Dave Rogers:Valid Concerns About Genetically Altered Food Justify Labeling

Dave Rogers is a Policy Advisor for the Northeast Organic Farming Association of Vermont (NOFA-VT), and is one of the lead organizers of the VT Right to Know GMOs coalition. Dave Joined NOFA in 2006 after 28 years as member of the UVM faculty in the Department of Animal Sciences, College of Agriculture and Life Sciences.

Valid Concerns About Genetically Altered Food Justify Labeling
Published in print: Valley News – Saturday, May 25, 2013
Dave Rogers, Richmond,VT.

The Vermont House voted earlier this month to approve H112, a bill that requires the labeling of foods sold in Vermont that have been produced using genetic engineering technology. The 99-42 vote came after weeks of wide-ranging committee testimony by legal experts, scientists, farmers, state and federal officials, and diverse industry and public interest organizations. The committees reviewed legal briefs, scientific studies and federal regulations.

Legislators concluded that because the risks posed by genetically engineered foods to human health and the environment are poorly understood and poorly regulated that the state “should require food produced with genetic engineering to be labeled.”

Cass Sunstein, a Harvard law professor and Bloomberg View columnist, comes to a different conclusion in an op-ed published in the May 14 Valley News (“Don’t Mandate Labels for Foods with Gene-Altered Ingredients”). Sunstein believes that mandatory labeling is unwise because it would “mislead and alarm” consumers about the safety of genetically engineered foods and cause “economic damage.” He accepts the conclusions of those “official organizations” who say that genetically engineered foods are as safe as any other foods. “Unless science can identify a legitimate concern about risks to health or the environment, the argument for compulsory (genetically modified) labels rests on weak foundations,” Sunstein writes.

Apparently, he is unaware of the facts and the growing number of international scientific studies that raised such legitimate concerns among Vermont lawmakers.

Just one example: About 90 percent of the corn grown in the U.S. has been genetically engineered to produce its own insecticidal toxin (Bt toxin). These toxins are found in every bite of hundreds of foods on our market shelves that contain ingredients derived from corn. And yet, in field and laboratory studies, Bt toxins have been shown to be allergenic. (The Food and Drug Administration and EPA approved Bt corn in 1996 without adequate health and environmental safety testing.) In 2011, researchers in Quebec found Bt toxins in the blood of 93 percent of pregnant women tested and in 80 percent of fetal cord blood. “Given the potential toxicity of these environmental pollutants and the fragility of the fetus, more studies are needed,” the researchers concluded.

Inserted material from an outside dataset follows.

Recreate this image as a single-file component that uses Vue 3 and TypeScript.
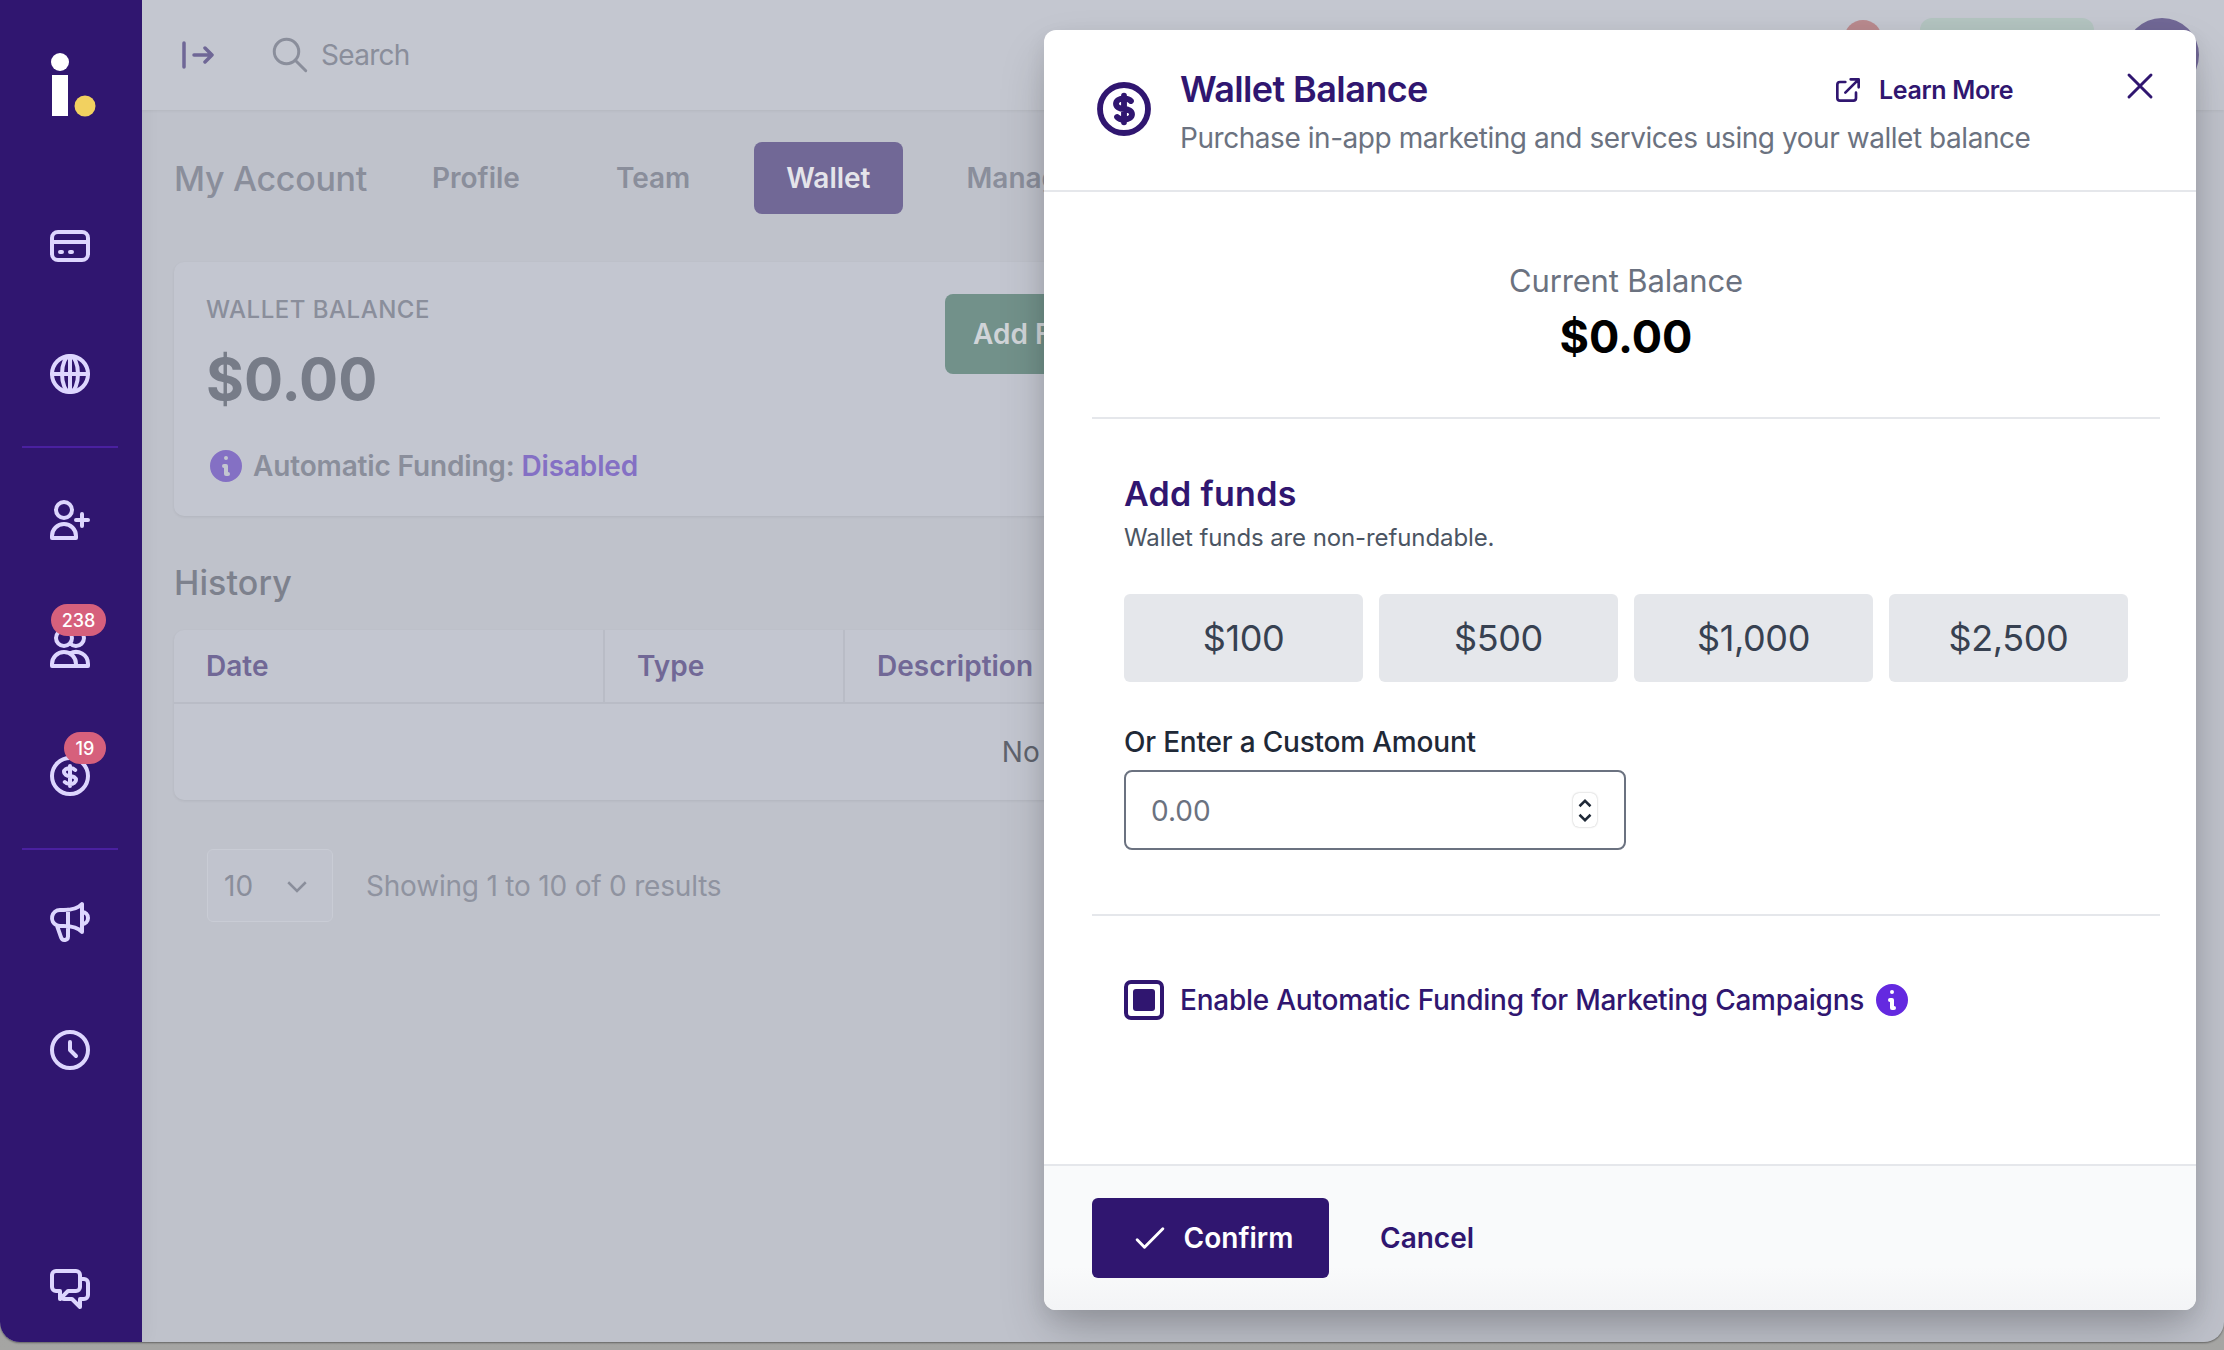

And just last month, in another peer-reviewed paper, Brazilian researchers reported that the Bt toxin is toxic to bone marrow and blood of laboratory mice, and that “taking into account the increased risk of human and animal exposures to significant levels of these toxins, especially through diet … further studies are required … before concluding that (Bt toxins) are safe for mammals.”

So, is there scientific uncertainty and reason for “legitimate concern” about the safety of Bt corn and foods that are made from it? You bet. And you don’t have to be a scientist to connect the dots. There are many other examples in the scientific literature — more of them all the time — that raise serious questions about the safety of genetically engineered foods and the adequacy of government regulation of related health and environmental risks.

And it turns out that even some of the “official organizations” that Sunstein states are firmly convinced of the safety of genetically engineered foods now seem to be not so sure. In June 2012, the American Medical Association, after reviewing recent studies concerning the safety of genetically engineered foods, called for mandatory FDA premarket safety assessments of such foods “as a preventive measure to ensure the health of the public.” (Most people don’t realize that the FDA does not conduct such tests, but instead relies on voluntary reporting of tests and studies conducted or funded by the companies that develop and sell the foods.) The AMA also urged the FDA “to remain alert to new data on the health consequences of bioengineered foods.”

In a 2004 report on the safety of genetically engineered foods, the National Research Council and Institute of Medicine called for “a significant research effort … to develop new methods and dietary survey tools to detect health changes in the population that could result from genetic modification and, specifically, genetic engineering of food.” To date, these new methods have not been adopted, but, as a number of scientists have pointed out, labeling genetically engineered foods would greatly assist epidemiologists in detecting subtle health effects in the population.

The case for requiring labeling is strong and getting stronger all the time. This is evident to those who make the effort to objectively examine the facts. That’s what Vermont House members did and, we hope, the state Senate will do when the bill is considered there next year. Sunstein and others who uncritically oppose genetically engineered labeling owe it to the public to do the same.

Dave Rogers is policy adviser with the Northeast Organic Farming Association of Vermont. NOFA is a member of the Vermont Right To Know GMOs coalition (vtrighttoknow.org) with Rural Vermont, VPIRG and Cedar Circle Farm.